In November, models Aaliyah, Imari, Blésnya, and Elibeidy graced three different covers of M le Monde magazine wearing the Asai “Hot Wok” top. On one cover they are all locked in embrace, wearing the Hot Wok in a patchwork of different colors. Burnt orange, pink, ultramarine. Panelled sheer fabric dyed with horizontal lines of electric color and connected by streams of curly cabbage hems. It reminds me of a snake shedding its skin. Or a sea anemone’s tentacles, swaying hypnotically in a tide pool. Its elastic fabric hugs the body. The sleeves dangle and flare. The turtleneck collar folds or scrunches. It’s chameleonic. Think abscission. Organisms that molt.
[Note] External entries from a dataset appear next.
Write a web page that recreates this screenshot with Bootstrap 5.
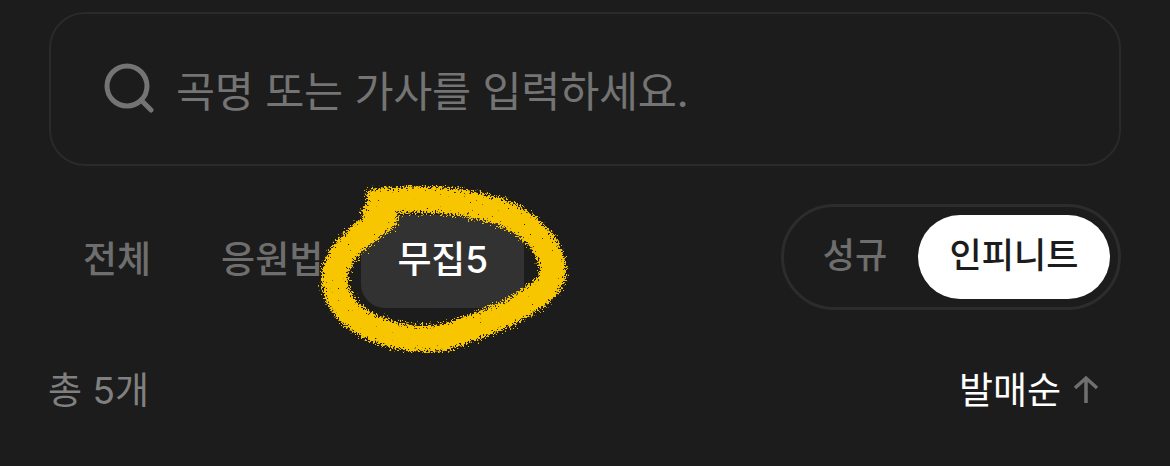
<!DOCTYPE html>
<html lang="ko">
<head>
<meta charset="utf-8">
<title>검색</title>
<link rel="stylesheet" href="https://cdn.jsdelivr.net/npm/bootstrap@5.3.0/dist/css/bootstrap.min.css">
<style>
html,body{height:466px;overflow:hidden}
body{background:#1c1c1c;font-family:Inter,"Noto Sans CJK KR",sans-serif;color:#fff}
.screen{position:relative;height:466px;padding:12px 49px 0}
.search-box{height:154px;border:2px solid #2a2a2a;border-radius:36px;padding:0 0 0 51px;gap:22px;background:#1c1c1c}
.search-box svg{flex:none}
.search-input{background:transparent;border:0;outline:0;padding:4px 0 0;box-shadow:none;font-size:42.5px;line-height:1.2;letter-spacing:-.3px;color:#fff;font-weight:400}
.search-input::placeholder{color:#747474;opacity:1}
.search-input:focus{background:transparent;box-shadow:none;color:#fff}
.filter-row{margin-top:38px;height:106px}
.tab-item{height:93px;margin-top:11px;font-size:37px;font-weight:500;color:#6e6e6e;border:0;background:none;line-height:1;white-space:nowrap;border-radius:24px}
.tab-item.first{padding:0 35px 5px 34px}
.tab-item.second{padding:0 38px 5px 35px}
.tab-item.current{background:#323232;color:#fff;width:163px;padding:0 0 5px;letter-spacing:-.2px}
.toggle-wrap{width:340px;height:106px;border:3px solid #2c2c2c;border-radius:53px;padding:8px}
.toggle-btn{flex:none;border:0;background:none;color:#6e6e6e;font-size:35px;font-weight:500;height:84px;border-radius:42px;line-height:1;padding:0 0 3px;white-space:nowrap}
.toggle-off{width:126px}
.toggle-on{width:192px;background:#fff;color:#1c1c1c}
.meta-row{margin-top:45px;height:70px}
.count{font-size:37px;color:#808080;line-height:1;margin-left:-1px}
.sort{font-size:37px;color:#fff;line-height:1;gap:12px;padding-right:22px}
.scribble{position:absolute;left:0;top:0;pointer-events:none}
</style>
</head>
<body>
<main class="screen">
  <div class="search-box d-flex align-items-center">
    <svg width="52" height="52" viewBox="0 0 52 52" fill="none" stroke="#747474" stroke-width="5" stroke-linecap="round" aria-hidden="true"><circle cx="25" cy="23" r="20"/><path d="M39 37l10 10"/></svg>
    <input class="form-control search-input" type="text" placeholder="곡명 또는 가사를 입력하세요." aria-label="검색">
  </div>
  <div class="filter-row d-flex justify-content-between align-items-start">
    <div class="d-flex align-items-start">
      <button class="tab-item first" type="button">전체</button>
      <button class="tab-item second" type="button">응원법</button>
      <button class="tab-item current" type="button">무집5</button>
    </div>
    <div class="toggle-wrap d-flex align-items-center justify-content-between">
      <button class="toggle-btn toggle-off" type="button">성규</button>
      <button class="toggle-btn toggle-on" type="button">인피니트</button>
    </div>
  </div>
  <div class="meta-row d-flex justify-content-between align-items-center">
    <span class="count">총 5개</span>
    <span class="sort d-flex align-items-center">발매순
      <svg width="26" height="30" viewBox="0 0 26 30" fill="none" stroke="#707070" stroke-width="3.5" aria-hidden="true"><path d="M13 28V3M2 13L13 3l11 10"/></svg>
    </span>
  </div>
  <svg class="scribble" width="1170" height="466" viewBox="0 0 1170 466" aria-hidden="true">
    <defs>
      <filter id="rough" x="-10%" y="-10%" width="120%" height="120%">
        <feTurbulence type="fractalNoise" baseFrequency="0.6" numOctaves="3" seed="7" result="n"/>
        <feDisplacementMap in="SourceGraphic" in2="n" scale="15" xChannelSelector="R" yChannelSelector="G" result="d"/>
        <feTurbulence type="fractalNoise" baseFrequency="0.5" numOctaves="2" seed="12" result="h"/>
        <feColorMatrix in="h" type="matrix" values="0 0 0 0 0  0 0 0 0 0  0 0 0 0 0  0 0 0 14 -10.4" result="holes"/>
        <feComposite in="d" in2="holes" operator="out"/>
      </filter>
    </defs>
    <path filter="url(#rough)" fill="none" stroke="#f7c600" stroke-width="26" stroke-linecap="butt" stroke-linejoin="round"
      d="M368 203C410 197 455 198 497 211C530 222 550 245 553 268C555 288 530 300 510 312C490 322 465 330 445 337C415 343 385 335 362 322C345 312 333 295 335 275C337 252 360 235 385 218L368 203"/>
  </svg>
</main>
</body>
</html>
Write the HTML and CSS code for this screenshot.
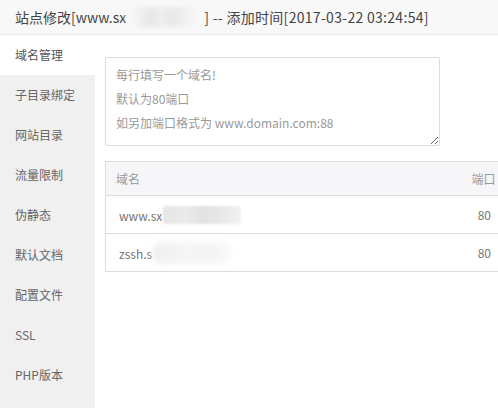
FILE: index.html
```html
<!DOCTYPE html>
<html lang="zh-CN">
<head>
<meta charset="utf-8">
<title>站点修改</title>
<link rel="stylesheet" href="styles.css">
</head>
<body>
<div class="header">
  <span>站点修改[www.sx</span><span class="blur blur-title"></span><span class="title-rest">] -- 添加时间[2017-03-22 03:24:54]</span>
</div>
<div class="main">
  <ul class="side">
    <li class="active">域名管理</li>
    <li>子目录绑定</li>
    <li>网站目录</li>
    <li>流量限制</li>
    <li>伪静态</li>
    <li>默认文档</li>
    <li>配置文件</li>
    <li>SSL</li>
    <li>PHP版本</li>
  </ul>
  <div class="content">
    <textarea class="domains" placeholder="每行填写一个域名!&#10;默认为80端口&#10;如另加端口格式为 www.domain.com:88"></textarea>
    <table class="tbl">
      <thead>
        <tr><th>域名</th><th class="port">端口</th></tr>
      </thead>
      <tbody>
        <tr><td><span class="dom">www.sx</span><span class="blur blur-row"></span></td><td class="port">80</td></tr>
        <tr><td><span class="dom">zssh.s</span><span class="blur blur-row2"></span></td><td class="port">80</td></tr>
      </tbody>
    </table>
  </div>
</div>
</body>
</html>
```
FILE: styles.css
```css
* { box-sizing: border-box; }
html, body {
  margin: 0;
  padding: 0;
  background: #fff;
  font-family: "Microsoft YaHei", "Noto Sans CJK SC", "Noto Sans", sans-serif;
  width: 498px;
  height: 408px;
  overflow: hidden;
}
.header {
  height: 35px;
  background: #f8f8f8;
  border-bottom: 1px solid #eaeaea;
  padding-left: 15px;
  font-size: 14px;
  color: #444;
  line-height: 34px;
  white-space: nowrap;
  display: flex;
  align-items: center;
}
.title-rest { letter-spacing: 0.3px; }
.blur {
  display: inline-block;
  border-radius: 10px;
  filter: blur(2px);
}
.blur-title {
  width: 77px;
  height: 20px;
  margin: 0 1px 0 0;
  background: linear-gradient(90deg, #fbfbfb 0%, #f0f0f0 20%, #e6e6e6 30%, #eeeeee 45%, #e8e8e8 60%, #f2f2f2 80%, #fbfbfb 100%);
}
.main {
  display: flex;
  height: 373px;
}
.side {
  list-style: none;
  margin: 0;
  padding: 0;
  width: 95px;
  background: #f0f0f0;
  flex-shrink: 0;
}
.side li {
  height: 40px;
  line-height: 40px;
  padding-left: 15px;
  font-size: 12px;
  color: #666;
}
.side li.active {
  background: #fff;
  color: #555;
}
.content {
  flex: 1;
  padding: 22px 0 0 10px;
  min-width: 0;
}
.domains {
  display: block;
  width: 335px;
  height: 89px;
  border: 1px solid #ddd;
  border-radius: 2px;
  padding: 5px 10px;
  font-family: inherit;
  font-size: 12px;
  line-height: 24px;
  color: #666;
  resize: both;
  margin: 0;
}
.domains::placeholder { color: #999; }
.tbl {
  margin-top: 15px;
  width: 400px;
  border-collapse: collapse;
  font-size: 12px;
  border: 1px solid #ddd;
}
.tbl th {
  background: #f6f6f8;
  height: 34px;
  font-weight: normal;
  color: #999;
  text-align: left;
  padding: 0 10px;
  border-bottom: 1px solid #ddd;
}
.tbl th.port { text-align: left; padding: 0; width: 33px; }
.tbl td {
  height: 38px;
  color: #777;
  padding: 0 0 0 13px;
  border-bottom: 1px solid #ddd;
  vertical-align: middle;
  white-space: nowrap;
}
.tbl td.port { text-align: right; padding: 0 13px 0 0; }
.dom { vertical-align: middle; }
.blur-row {
  width: 78px;
  height: 18px;
  vertical-align: middle;
  margin-left: 1px;
  border-radius: 3px;
  filter: blur(1px);
  background: linear-gradient(90deg, #e6e6e6 0%, #ebebeb 30%, #e2e2e2 50%, #e8e8e8 75%, #f2f2f2 100%);
}
.blur-row2 {
  width: 80px;
  height: 22px;
  vertical-align: middle;
  border-radius: 11px;
  filter: blur(3px);
  background: linear-gradient(90deg, #eeeeee 0%, #f6f6f6 40%, #f3f3f3 70%, #fafafa 100%);
}
```
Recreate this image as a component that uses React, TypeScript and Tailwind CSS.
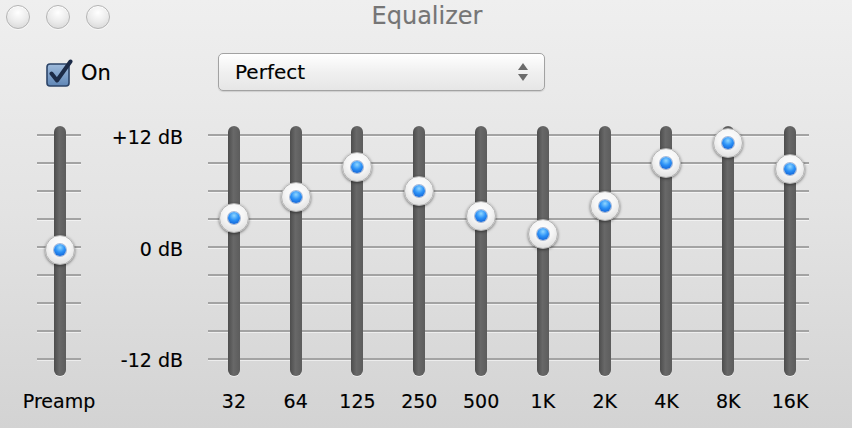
import React from 'react'

// ─── Data ─────────────────────────────────────────────────────────────────────

const BANDS: { label: string; db: number }[] = [
  { label: '32', db: 3.1 },
  { label: '64', db: 5.4 },
  { label: '125', db: 8.6 },
  { label: '250', db: 6 },
  { label: '500', db: 3.3 },
  { label: '1K', db: 1.4 },
  { label: '2K', db: 4.4 },
  { label: '4K', db: 9 },
  { label: '8K', db: 11.1 },
  { label: '16K', db: 8.4 },
]

const PREAMP_DB = -0.3
const TICKS = Array.from({ length: 9 })

// track is 250px tall, 0 dB sits 121px down, 12 dB = 112px
function knobTop(db: number) {
  return 121 - db * (112 / 12) - 15
}

// ─── Pieces ───────────────────────────────────────────────────────────────────

function TrafficLight() {
  return (
    <div className="w-[24px] h-[24px] rounded-full border border-[#b4b4b4] bg-[radial-gradient(circle_at_50%_30%,#ffffff_0%,#ececec_50%,#d2d2d2_100%)] shadow-[inset_0_1px_1px_rgba(255,255,255,0.9),0_1px_0_rgba(255,255,255,0.6)]" />
  )
}

function TickLines() {
  return (
    <div className="col-start-1 row-start-1 flex flex-col pt-[8px] gap-[26px]">
      {TICKS.map((_, i) => (
        <div key={i} className="h-[2px] bg-[#a3a3a3] shadow-[0_1px_0_rgba(255,255,255,0.55)]" />
      ))}
    </div>
  )
}

function Slider({ db }: { db: number }) {
  return (
    <div className="relative w-[12px] h-[250px] rounded-full bg-[linear-gradient(to_right,#4d4d4d,#686868_45%,#5c5c5c)] shadow-[0_1px_0_rgba(255,255,255,0.5)]">
      <div
        className="absolute left-1/2 -translate-x-1/2 w-[30px] h-[30px] rounded-full border border-[#b3b3b3] bg-[radial-gradient(circle_at_50%_35%,#ffffff_0%,#f5f5f5_45%,#d4d4d4_100%)] shadow-[0_1px_3px_rgba(0,0,0,0.5)] flex items-center justify-center"
        style={{ top: knobTop(db) }}
      >
        <div className="w-[12px] h-[12px] rounded-full bg-[radial-gradient(circle_at_50%_30%,#8fd6ff_0%,#2c92f7_45%,#0a52c9_100%)] shadow-[0_0_0_1px_rgba(10,60,150,0.35)]" />
      </div>
    </div>
  )
}

function CheckBox() {
  return (
    <svg width="28" height="28" viewBox="0 0 28 28">
      <defs>
        <linearGradient id="cb" x1="0" y1="0" x2="0" y2="1">
          <stop offset="0" stopColor="#9fbbdc" />
          <stop offset="1" stopColor="#5f86b6" />
        </linearGradient>
      </defs>
      <rect x="1" y="5" width="22" height="22" rx="3" fill="url(#cb)" stroke="#2c4468" strokeWidth="1.6" />
      <path d="M5.5 14.5 L11 21.5 L24.5 2.5" fill="none" stroke="#1c2b47" strokeWidth="4" strokeLinecap="round" strokeLinejoin="round" />
    </svg>
  )
}

// ─── App ──────────────────────────────────────────────────────────────────────

export default function App() {
  return (
    <div className="w-[852px] h-[428px] overflow-hidden bg-[linear-gradient(to_bottom,#efefef,#e3e3e3_50%,#d3d3d3)] text-black font-['DejaVu_Sans',sans-serif] [-webkit-text-stroke:0.15px_currentColor]">
      {/* Title bar */}
      <div className="h-[32px] grid grid-cols-[1fr_auto_1fr] items-center">
        <div className="flex gap-[16px] pl-[6px] pt-[1px]">
          <TrafficLight />
          <TrafficLight />
          <TrafficLight />
        </div>
        <div className="text-[24px] text-[#757575] leading-none pl-[2px]">Equalizer</div>
        <div />
      </div>

      {/* Controls */}
      <div className="flex items-center mt-[21px] h-[38px]">
        <div className="flex items-center gap-[7px] pl-[46px] w-[218px] pt-[2px]">
          <CheckBox />
          <span className="text-[21px] leading-none">On</span>
        </div>
        <div className="w-[327px] h-[38px] rounded-[5px] border border-[#a2a2a2] bg-[linear-gradient(to_bottom,#ffffff,#f0f0f0_50%,#e6e6e6)] shadow-[0_1px_1px_rgba(0,0,0,0.12)] flex items-center justify-between pl-[16px] pr-[16px]">
          <span className="text-[20px] leading-none">Perfect</span>
          <div className="flex flex-col items-center gap-[4px]">
            <div className="w-0 h-0 border-l-[5px] border-r-[5px] border-b-[7px] border-l-transparent border-r-transparent border-b-[#6b6b6b]" />
            <div className="w-0 h-0 border-l-[5px] border-r-[5px] border-t-[7px] border-l-transparent border-r-transparent border-t-[#6b6b6b]" />
          </div>
        </div>
      </div>

      {/* Sliders */}
      <div className="flex mt-[35px] h-[250px]">
        <div className="ml-[37px] w-[44px] grid">
          <TickLines />
          <div className="col-start-1 row-start-1 flex justify-center pl-[1px]">
            <Slider db={PREAMP_DB} />
          </div>
        </div>
        <div className="w-[102px] h-[245px] flex flex-col justify-between items-end text-[19px] leading-[22px]">
          <span>+12 dB</span>
          <span>0 dB</span>
          <span>-12 dB</span>
        </div>
        <div className="ml-[20px] w-[618px] grid">
          <div className="col-start-1 row-start-1 ml-[5px] w-[601px] grid">
            <TickLines />
          </div>
          <div className="col-start-1 row-start-1 grid grid-cols-10">
            {BANDS.map((b) => (
              <div key={b.label} className="flex justify-center">
                <Slider db={b.db} />
              </div>
            ))}
          </div>
        </div>
      </div>

      {/* Labels */}
      <div className="flex mt-[14px] text-[19px] leading-[22px]">
        <div className="ml-[37px] w-[44px] flex justify-center whitespace-nowrap">Preamp</div>
        <div className="w-[102px]" />
        <div className="ml-[20px] w-[618px] grid grid-cols-10">
          {BANDS.map((b) => (
            <div key={b.label} className="text-center">{b.label}</div>
          ))}
        </div>
      </div>
    </div>
  )
}
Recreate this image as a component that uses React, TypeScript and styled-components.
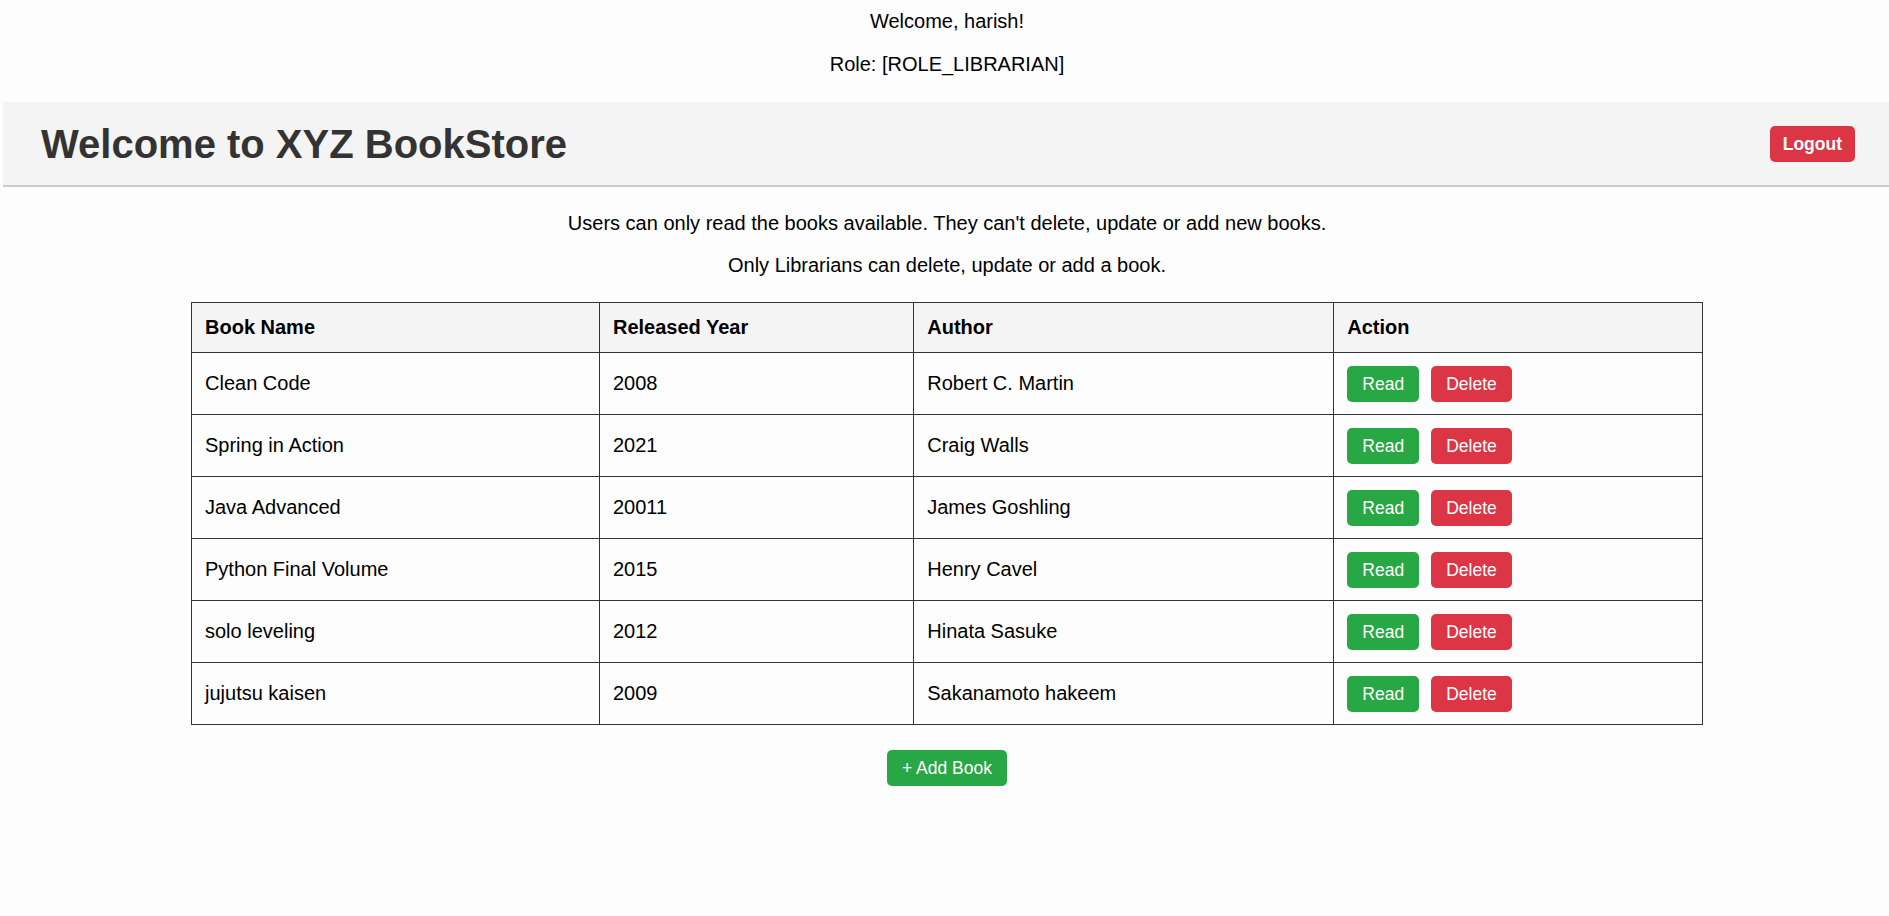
import React from "react";
import styled, { createGlobalStyle } from "styled-components";

const GlobalStyle = createGlobalStyle`
  html, body {
    margin: 0;
    padding: 0;
    background: #fdfdfd;
  }
  body {
    font-family: "Liberation Sans", Arial, sans-serif;
    font-size: 20px;
    color: #000;
  }
`;

const Page = styled.div`
  padding-left: 3px;
  min-height: 916px;
  box-sizing: border-box;
`;

const UserInfo = styled.div`
  padding-top: 10px;
  padding-bottom: 26px;
  padding-left: 2px;
  display: flex;
  flex-direction: column;
  align-items: center;
  gap: 20px;
`;

const Line = styled.p`
  margin: 0;
  line-height: 23px;
  text-align: center;
`;

const Header = styled.header`
  height: 83px;
  background: #f4f4f4;
  border-bottom: 2px solid #cccccc;
  display: flex;
  align-items: center;
  justify-content: space-between;
  padding: 0 34px 0 38px;
`;

const Title = styled.h1`
  margin: 0;
  font-size: 40px;
  font-weight: 700;
  color: #333;
  line-height: 46px;
`;

const Button = styled.button<{ $variant: "green" | "red"; $bold?: boolean }>`
  font-family: "Liberation Sans", Arial, sans-serif;
  font-size: 17.5px;
  font-weight: ${(p) => (p.$bold ? 700 : 400)};
  line-height: 20px;
  color: #fff;
  background: ${(p) => (p.$variant === "green" ? "#28a745" : "#dc3545")};
  border: none;
  border-radius: 5px;
  padding: 8px ${(p) => (p.$bold ? "13px" : "15px")};
  cursor: pointer;
`;

const Main = styled.main`
  padding-top: 25px;
  padding-left: 2px;
  display: flex;
  flex-direction: column;
  align-items: center;
`;

const Notes = styled.div`
  display: flex;
  flex-direction: column;
  align-items: center;
  gap: 19px;
  margin-bottom: 25px;
`;

const Table = styled.table`
  width: 1512px;
  border-collapse: collapse;
  table-layout: fixed;
  margin-bottom: 25px;
`;

const Col = styled.col<{ $w: string }>`
  width: ${(p) => p.$w};
`;

const Th = styled.th`
  background: #f4f4f4;
  border: 1px solid #333;
  text-align: left;
  font-weight: 700;
  padding: 13px 13px;
  line-height: 23px;
`;

const Td = styled.td`
  border: 1px solid #333;
  padding: 12.5px 13px;
  line-height: 23px;
  height: 36px;
`;

const Actions = styled.div`
  display: flex;
  gap: 12px;
`;

const books = [
  { name: "Clean Code", year: "2008", author: "Robert C. Martin" },
  { name: "Spring in Action", year: "2021", author: "Craig Walls" },
  { name: "Java Advanced", year: "20011", author: "James Goshling" },
  { name: "Python Final Volume", year: "2015", author: "Henry Cavel" },
  { name: "solo leveling", year: "2012", author: "Hinata Sasuke" },
  { name: "jujutsu kaisen", year: "2009", author: "Sakanamoto hakeem" },
];

export default function App() {
  return (
    <>
      <GlobalStyle />
      <Page>
        <UserInfo>
          <Line>Welcome, harish!</Line>
          <Line>Role: [ROLE_LIBRARIAN]</Line>
        </UserInfo>
        <Header>
          <Title>Welcome to XYZ BookStore</Title>
          <Button $variant="red" $bold>
            Logout
          </Button>
        </Header>
        <Main>
          <Notes>
            <Line>
              Users can only read the books available. They can't delete, update or add new books.
            </Line>
            <Line>Only Librarians can delete, update or add a book.</Line>
          </Notes>
          <Table>
            <colgroup>
              <Col $w="27%" />
              <Col $w="20.8%" />
              <Col $w="27.8%" />
              <Col $w="24.4%" />
            </colgroup>
            <thead>
              <tr>
                <Th>Book Name</Th>
                <Th>Released Year</Th>
                <Th>Author</Th>
                <Th>Action</Th>
              </tr>
            </thead>
            <tbody>
              {books.map((b) => (
                <tr key={b.name}>
                  <Td>{b.name}</Td>
                  <Td>{b.year}</Td>
                  <Td>{b.author}</Td>
                  <Td>
                    <Actions>
                      <Button $variant="green">Read</Button>
                      <Button $variant="red">Delete</Button>
                    </Actions>
                  </Td>
                </tr>
              ))}
            </tbody>
          </Table>
          <Button $variant="green">+ Add Book</Button>
        </Main>
      </Page>
    </>
  );
}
The M cover felt like a fashion moment, the kind where one garment alone is able to convey a message. Or more appropriately, a mood. Months before, when summer 18 was in full swing, the rainbow waves of the Hot Wok top had already flooded my Instagram feed. The people I saw online wearing it worked in creative industries almost exclusively, like influencer and stylist Aleali May, WAH Nails founder Sharmadean Reid, fashion editor Julia Sarr-Jamois, Fashion East founder Lulu Kennedy, model Kiko Mizuhara. It wasn’t just an editorial piece, it was also a street style trend. Thirsty comments under photos of the top read, “Where do I get this!?” and “How can I buy it??” To need something, now (!), sometimes feels like requiring it, fast and full-blown, like an IV drip to your closet. Liking this shirt once on Instagram meant somehow seeing it multiple times on my Explore Page. It's growing harder to discern if we’re coveting something or if it's simply been presented to us as a pattern. Either way, the shirt was spreading—in my new fantasy I already know what I'd wear with it. Baggy black corduroys, all-terrain sneakers, a cardigan tied around my waist. This sense of urgency is a dream scenario for an emerging designer.
The Hot Wok was designed by A Sai Ta, a British-Chinese-Vietnamese Central Saint Martins graduate and Fashion East alum—the foremost incubator for up and coming London designers. He’s part of the next generation of designers that are utilizing scarcity, a pillar of old-school luxury, in a new way. Transferring the power from those who traditionally own “covetable” items—Birkins, you name it—to the groups left out in the past. Other contemporaries, too, like Brooklyn based designer Recho Omondi and London designer and fellow CSM grad Mowalola Ogunlesi, take great care when considering who gets to wear their designs. In an industry that’s become increasingly demanding on designers, it’s one of the few ways to maintain control of your work, to build a new fashion tribe that’s not just governed by aesthetics, but ethics, too.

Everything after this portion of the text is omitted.